--- TASK INSTRUCTIONS ---
Make an exact copy of the lines, leaving the pictures out.
START
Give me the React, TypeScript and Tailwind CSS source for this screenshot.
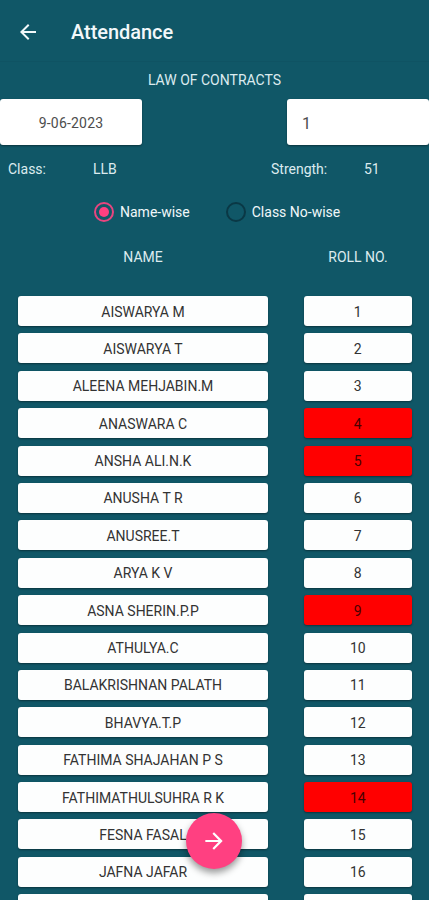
interface Student {
  name: string;
  roll: number;
  absent?: boolean;
}

const students: Student[] = [
  { name: 'AISWARYA M', roll: 1 },
  { name: 'AISWARYA T', roll: 2 },
  { name: 'ALEENA MEHJABIN.M', roll: 3 },
  { name: 'ANASWARA C', roll: 4, absent: true },
  { name: 'ANSHA ALI.N.K', roll: 5, absent: true },
  { name: 'ANUSHA T R', roll: 6 },
  { name: 'ANUSREE.T', roll: 7 },
  { name: 'ARYA K V', roll: 8 },
  { name: 'ASNA SHERIN.P.P', roll: 9, absent: true },
  { name: 'ATHULYA.C', roll: 10 },
  { name: 'BALAKRISHNAN PALATH', roll: 11 },
  { name: 'BHAVYA.T.P', roll: 12 },
  { name: 'FATHIMA SHAJAHAN P S', roll: 13 },
  { name: 'FATHIMATHULSUHRA R K', roll: 14, absent: true },
  { name: 'FESNA FASAL', roll: 15 },
  { name: 'JAFNA JAFAR', roll: 16 },
];

function Radio({ label, checked }: { label: string; checked?: boolean }) {
  return (
    <button className="flex items-center gap-[6px]">
      <span
        className={`flex h-5 w-5 items-center justify-center rounded-full border-2 ${
          checked ? 'border-[#e8457f]' : 'border-[#0a3845]'
        }`}
      >
        {checked && <span className="h-[10px] w-[10px] rounded-full bg-[#ff4081]" />}
      </span>
      <span className="text-[#f0f8fa]">{label}</span>
    </button>
  );
}

function StudentRow({ student }: { student: Student }) {
  const box = 'flex h-[30px] items-center justify-center rounded-[3px] pt-[2px] shadow-[0_1px_2px_rgba(0,0,0,0.4)]';
  return (
    <div className="flex h-[37.4px] shrink-0 items-start pl-[18px]">
      <div className={`${box} w-[250px] bg-[#fdfefe]`}>{student.name}</div>
      <div className={`${box} ml-[36px] w-[107.5px] ${student.absent ? 'bg-[#ff0000] text-[#480000]' : 'bg-[#fdfefe]'}`}>
        {student.roll || ''}
      </div>
    </div>
  );
}

export default function App() {
  return (
    <div className="relative flex h-[900px] w-[429px] flex-col overflow-hidden bg-[#105767] font-[Roboto,sans-serif] text-[14px] text-[#dcebef]">
      <header className="flex h-[62px] shrink-0 items-center border-b border-[#0f5363] pt-[3px] pl-[16px]">
        <svg className="h-6 w-6" viewBox="0 0 24 24" fill="#f2f8fa">
          <path d="M20 11H7.83l5.59-5.59L12 4l-8 8 8 8 1.41-1.41L7.83 13H20v-2z" />
        </svg>
        <h1 className="ml-[31px] text-[20px] font-medium tracking-[-0.05px] text-[#f2f8fa]">Attendance</h1>
      </header>

      <div className="flex h-[37px] shrink-0 items-center justify-center">LAW OF CONTRACTS</div>

      <div className="flex h-[46px] shrink-0 justify-between text-[#4d4d4d]">
        <div className="flex w-[142px] items-center justify-center rounded-[3px] bg-white pt-[2px] tracking-[0.2px] shadow-[0_1px_2px_rgba(0,0,0,0.4)]">
          9-06-2023
        </div>
        <div className="flex w-[142px] items-center rounded-[3px] bg-white pt-[3px] pl-[15px] text-[16px] shadow-[0_1px_2px_rgba(0,0,0,0.4)]">
          1
        </div>
      </div>

      <div className="flex h-[49px] shrink-0 items-center pl-[8px]">
        <span className="w-[85px]">Class:</span>
        <span className="w-[178px]">LLB</span>
        <span className="w-[93px]">Strength:</span>
        <span>51</span>
      </div>

      <div className="flex h-[36px] shrink-0 items-center gap-[36px] pl-[94px]">
        <Radio label="Name-wise" checked />
        <Radio label="Class No-wise" />
      </div>

      <div className="flex h-[66px] shrink-0 items-start pt-[17px] pl-[18px] text-center">
        <span className="w-[250px]">NAME</span>
        <span className="ml-[36px] w-[108px]">ROLL NO.</span>
      </div>

      <main className="flex flex-col text-[#333333]">
        {students.map((student) => (
          <StudentRow key={student.roll} student={student} />
        ))}
        <StudentRow student={{ name: '', roll: 0 }} />
      </main>

      <button className="absolute top-[812.5px] left-[186px] flex h-14 w-14 items-center justify-center rounded-full bg-[#ff4081] shadow-[0_4px_7px_rgba(0,0,0,0.4)]">
        <svg className="h-[26px] w-[26px]" viewBox="0 0 24 24" fill="white">
          <path d="M12 4l-1.41 1.41L16.17 11H4v2h12.17l-5.58 5.59L12 20l8-8z" />
        </svg>
      </button>
    </div>
  );
}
END
--- CORRECT ANSWER ---
Give me the React, TypeScript and Tailwind CSS source for this screenshot.
interface Student {
  name: string;
  roll: number;
  absent?: boolean;
}

const students: Student[] = [
  { name: 'AISWARYA M', roll: 1 },
  { name: 'AISWARYA T', roll: 2 },
  { name: 'ALEENA MEHJABIN.M', roll: 3 },
  { name: 'ANASWARA C', roll: 4, absent: true },
  { name: 'ANSHA ALI.N.K', roll: 5, absent: true },
  { name: 'ANUSHA T R', roll: 6 },
  { name: 'ANUSREE.T', roll: 7 },
  { name: 'ARYA K V', roll: 8 },
  { name: 'ASNA SHERIN.P.P', roll: 9, absent: true },
  { name: 'ATHULYA.C', roll: 10 },
  { name: 'BALAKRISHNAN PALATH', roll: 11 },
  { name: 'BHAVYA.T.P', roll: 12 },
  { name: 'FATHIMA SHAJAHAN P S', roll: 13 },
  { name: 'FATHIMATHULSUHRA R K', roll: 14, absent: true },
  { name: 'FESNA FASAL', roll: 15 },
  { name: 'JAFNA JAFAR', roll: 16 },
];

function Radio({ label, checked }: { label: string; checked?: boolean }) {
  return (
    <button className="flex items-center gap-[6px]">
      <span
        className={`flex h-5 w-5 items-center justify-center rounded-full border-2 ${
          checked ? 'border-[#e8457f]' : 'border-[#0a3845]'
        }`}
      >
        {checked && <span className="h-[10px] w-[10px] rounded-full bg-[#ff4081]" />}
      </span>
      <span className="text-[#f0f8fa]">{label}</span>
    </button>
  );
}

function StudentRow({ student }: { student: Student }) {
  const box = 'flex h-[30px] items-center justify-center rounded-[3px] pt-[2px] shadow-[0_1px_2px_rgba(0,0,0,0.4)]';
  return (
    <div className="flex h-[37.4px] shrink-0 items-start pl-[18px]">
      <div className={`${box} w-[250px] bg-[#fdfefe]`}>{student.name}</div>
      <div className={`${box} ml-[36px] w-[107.5px] ${student.absent ? 'bg-[#ff0000] text-[#480000]' : 'bg-[#fdfefe]'}`}>
        {student.roll || ''}
      </div>
    </div>
  );
}

export default function App() {
  return (
    <div className="relative flex h-[900px] w-[429px] flex-col overflow-hidden bg-[#105767] font-[Roboto,sans-serif] text-[14px] text-[#dcebef]">
      <header className="flex h-[62px] shrink-0 items-center border-b border-[#0f5363] pt-[3px] pl-[16px]">
        <svg className="h-6 w-6" viewBox="0 0 24 24" fill="#f2f8fa">
          <path d="M20 11H7.83l5.59-5.59L12 4l-8 8 8 8 1.41-1.41L7.83 13H20v-2z" />
        </svg>
        <h1 className="ml-[31px] text-[20px] font-medium tracking-[-0.05px] text-[#f2f8fa]">Attendance</h1>
      </header>

      <div className="flex h-[37px] shrink-0 items-center justify-center">LAW OF CONTRACTS</div>

      <div className="flex h-[46px] shrink-0 justify-between text-[#4d4d4d]">
        <div className="flex w-[142px] items-center justify-center rounded-[3px] bg-white pt-[2px] tracking-[0.2px] shadow-[0_1px_2px_rgba(0,0,0,0.4)]">
          9-06-2023
        </div>
        <div className="flex w-[142px] items-center rounded-[3px] bg-white pt-[3px] pl-[15px] text-[16px] shadow-[0_1px_2px_rgba(0,0,0,0.4)]">
          1
        </div>
      </div>

      <div className="flex h-[49px] shrink-0 items-center pl-[8px]">
        <span className="w-[85px]">Class:</span>
        <span className="w-[178px]">LLB</span>
        <span className="w-[93px]">Strength:</span>
        <span>51</span>
      </div>

      <div className="flex h-[36px] shrink-0 items-center gap-[36px] pl-[94px]">
        <Radio label="Name-wise" checked />
        <Radio label="Class No-wise" />
      </div>

      <div className="flex h-[66px] shrink-0 items-start pt-[17px] pl-[18px] text-center">
        <span className="w-[250px]">NAME</span>
        <span className="ml-[36px] w-[108px]">ROLL NO.</span>
      </div>

      <main className="flex flex-col text-[#333333]">
        {students.map((student) => (
          <StudentRow key={student.roll} student={student} />
        ))}
        <StudentRow student={{ name: '', roll: 0 }} />
      </main>

      <button className="absolute top-[812.5px] left-[186px] flex h-14 w-14 items-center justify-center rounded-full bg-[#ff4081] shadow-[0_4px_7px_rgba(0,0,0,0.4)]">
        <svg className="h-[26px] w-[26px]" viewBox="0 0 24 24" fill="white">
          <path d="M12 4l-1.41 1.41L16.17 11H4v2h12.17l-5.58 5.59L12 20l8-8z" />
        </svg>
      </button>
    </div>
  );
}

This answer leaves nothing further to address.